Synopses & Reviews
An old woman who spends her days scrubbing the floors might be an unlikely damsel in distress, but Lord Dunsany proves once again his mastery of the fantastical. The Charwoman's Shadow is a beautiful tale of a sorcerer's apprentice who discovers his master's nefarious usage of stolen shadows, and vows to save the charwoman from her slavery.
Synopsis
Before Middle-earth was a glimmer in Tolkien's eye, Lord Dunsany was weaving spellbinding tales of wonder, wizardry, and adventure in brilliantly imagined mythical worlds. His work would ultimately inspire generations of fantasy authors -- including Tolkien, H. P. Lovecraft, Clark Ashton Smith, Peter Beagle, and Fritz Leiber.

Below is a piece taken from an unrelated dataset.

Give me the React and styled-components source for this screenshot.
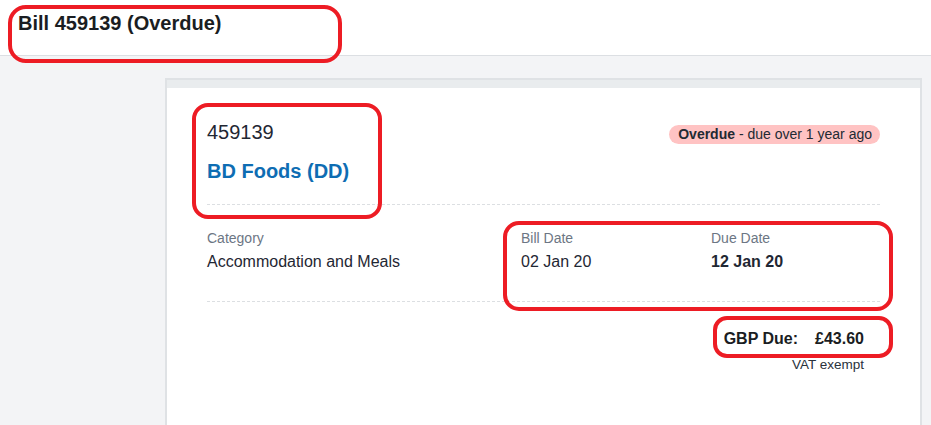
import React from "react";
import styled, { createGlobalStyle } from "styled-components";

const Global = createGlobalStyle`
  html, body { margin: 0; padding: 0; }
  body {
    background: #f3f4f6;
    font-family: "Liberation Sans", Arial, sans-serif;
    color: #1f2733;
  }
  * { box-sizing: border-box; }
`;

const Page = styled.div`
  position: relative;
  width: 931px;
  min-height: 425px;
  overflow: hidden;
`;

const Header = styled.header`
  height: 56px;
  background: #fff;
  border-bottom: 1px solid #dcdfe3;
  padding: 12px 18px 0;
`;

const Title = styled.h1`
  margin: 0;
  font-size: 20px;
  line-height: 23px;
  font-weight: 700;
  color: #1a1d22;
`;

const Main = styled.main`
  padding: 22px 9px 0 165px;
`;

const Card = styled.section`
  background: #fff;
  border: 2px solid #dfe2e5;
  border-bottom: none;
  min-height: 360px;
`;

const Band = styled.div`
  height: 8px;
  background: #e9ecee;
`;

const Body = styled.div`
  padding: 0 40px;
`;

const Section = styled.div`
  padding: ${(p) => p.$pad};
  border-bottom: ${(p) => (p.$dashed ? "1px dashed #dcdfe2" : "none")};
`;

const HeadRow = styled.div`
  display: flex;
  justify-content: space-between;
  align-items: flex-start;
`;

const Number = styled.div`
  font-size: 20px;
  line-height: 24px;
  color: #1f2733;
`;

const Supplier = styled.a`
  display: block;
  margin-top: 15px;
  font-size: 20px;
  line-height: 24px;
  font-weight: 700;
  color: #0e6db3;
  text-decoration: none;
`;

const Badge = styled.span`
  margin-top: 5px;
  display: inline-block;
  height: 19px;
  line-height: 19px;
  padding: 0 8px 0 9px;
  border-radius: 10px;
  background: #ffc3c3;
  font-size: 14px;
  color: #222a33;
  white-space: nowrap;
  b { font-weight: 700; }
`;

const Grid = styled.div`
  display: grid;
  grid-template-columns: 314px 190px 1fr;
`;

const Field = styled.div`
  display: flex;
  flex-direction: column;
  gap: 5px;
`;

const Label = styled.span`
  font-size: 14px;
  line-height: 17px;
  color: #6c7684;
`;

const Value = styled.span`
  font-size: 16px;
  line-height: 19px;
  font-weight: ${(p) => (p.$bold ? 700 : 400)};
  color: #1f2733;
`;

const Totals = styled.div`
  display: flex;
  flex-direction: column;
  align-items: flex-end;
  padding: 27px 16px 0 0;
`;

const DueLine = styled.div`
  font-size: 16px;
  line-height: 19px;
  font-weight: 700;
  color: #1a1d22;
  display: flex;
  gap: 17px;
`;

const Note = styled.div`
  margin-top: 8px;
  font-size: 13.5px;
  line-height: 17px;
  color: #2a323c;
`;

const Mark = styled.div`
  position: absolute;
  left: ${(p) => p.$x}px;
  top: ${(p) => p.$y}px;
  width: ${(p) => p.$w}px;
  height: ${(p) => p.$h}px;
  border: 4px solid #ed1c24;
  border-radius: ${(p) => p.$r || 16}px;
  pointer-events: none;
`;

export default function App() {
  return (
    <Page>
      <Global />
      <Header>
        <Title>Bill 459139 (Overdue)</Title>
      </Header>
      <Main>
        <Card>
          <Band />
          <Body>
            <Section $pad="32px 0 21px" $dashed>
              <HeadRow>
                <div>
                  <Number>459139</Number>
                  <Supplier href="#">BD Foods (DD)</Supplier>
                </div>
                <Badge>
                  <b>Overdue</b> - due over 1 year ago
                </Badge>
              </HeadRow>
            </Section>
            <Section $pad="25px 0 30px" $dashed>
              <Grid>
                <Field>
                  <Label>Category</Label>
                  <Value>Accommodation and Meals</Value>
                </Field>
                <Field>
                  <Label>Bill Date</Label>
                  <Value>02 Jan 20</Value>
                </Field>
                <Field>
                  <Label>Due Date</Label>
                  <Value $bold>12 Jan 20</Value>
                </Field>
              </Grid>
            </Section>
            <Totals>
              <DueLine>
                <span>GBP Due:</span>
                <span>£43.60</span>
              </DueLine>
              <Note>VAT exempt</Note>
            </Totals>
          </Body>
        </Card>
      </Main>
      <Mark $x={8} $y={5} $w={334} $h={58} $r={18} />
      <Mark $x={192} $y={103} $w={190} $h={116} />
      <Mark $x={503} $y={221} $w={390} $h={90} />
      <Mark $x={713} $y={316} $w={180} $h={42} $r={14} />
    </Page>
  );
}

The Dunsany magic is in full flower in "The Charwoman's Shadow," the tale of an impoverished nobleman's son apprenticed to a magician. But this sorcerer has sinister motives: In exchange for an education in the mystical arts, the young man is required to surrender his shadow. Dire consequences ensue -- and when the hero learns an old cleaning woman has also had her shadow claimed by the evil magician, he sets out to recover it ... at any cost.
About the Author
Lord Dunsany was Edward John Moreton Drax Plunkett, the eighteenth baron of an ancient line. He hunted lions in Africa, taught English in Athens, fought in the Boer and Kaiserian wars, and was wounded in the service of his country. As senior peer of Ireland, he saw three sovereigns crowned at Westminster; part of the renaissance of Irish drama, he hobnobbed with Yeats and Synge and Lady Gregory during the great days of Dublin's Abbey Theatre. He was peer, sportsman, soldier, playwright, globe-trotter, and once chess champion of Ireland, Scotland, and Wales. He wrote more than sixty books before his death in 1957 and influenced some of the greatest writers of our time.